Start

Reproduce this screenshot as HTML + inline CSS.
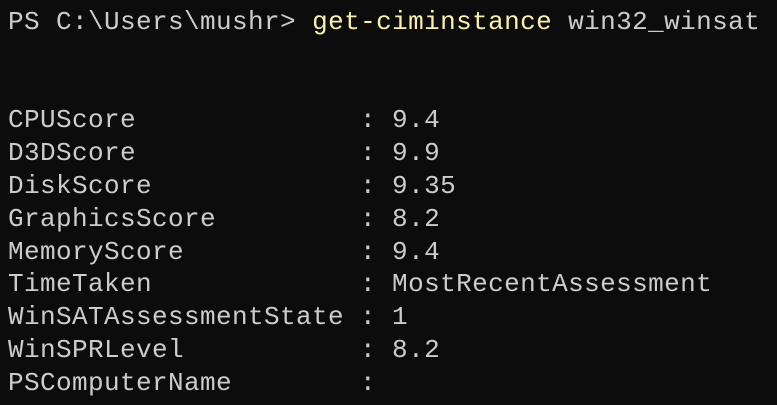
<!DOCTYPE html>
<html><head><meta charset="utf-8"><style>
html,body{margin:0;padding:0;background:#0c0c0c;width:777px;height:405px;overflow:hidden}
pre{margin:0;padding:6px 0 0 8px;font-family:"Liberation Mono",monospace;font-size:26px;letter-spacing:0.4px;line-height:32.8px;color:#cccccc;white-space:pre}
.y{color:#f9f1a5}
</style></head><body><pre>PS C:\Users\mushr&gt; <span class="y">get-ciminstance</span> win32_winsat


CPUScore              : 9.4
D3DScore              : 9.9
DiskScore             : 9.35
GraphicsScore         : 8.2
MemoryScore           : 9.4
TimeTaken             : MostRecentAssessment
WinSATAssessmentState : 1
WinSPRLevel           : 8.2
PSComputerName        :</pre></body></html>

End

WRITTEN TASK
Only the lines from the start of the material through the line containing "</style></head><body><pre>PS C:\Users\mushr&gt; <span" should be transcribed. Pictures stay out.

SOLUTION TO THIS TASK
Reproduce this screenshot as HTML + inline CSS.
<!DOCTYPE html>
<html><head><meta charset="utf-8"><style>
html,body{margin:0;padding:0;background:#0c0c0c;width:777px;height:405px;overflow:hidden}
pre{margin:0;padding:6px 0 0 8px;font-family:"Liberation Mono",monospace;font-size:26px;letter-spacing:0.4px;line-height:32.8px;color:#cccccc;white-space:pre}
.y{color:#f9f1a5}
</style></head><body><pre>PS C:\Users\mushr&gt; <span class="y">get-ciminstance</span> win32_winsat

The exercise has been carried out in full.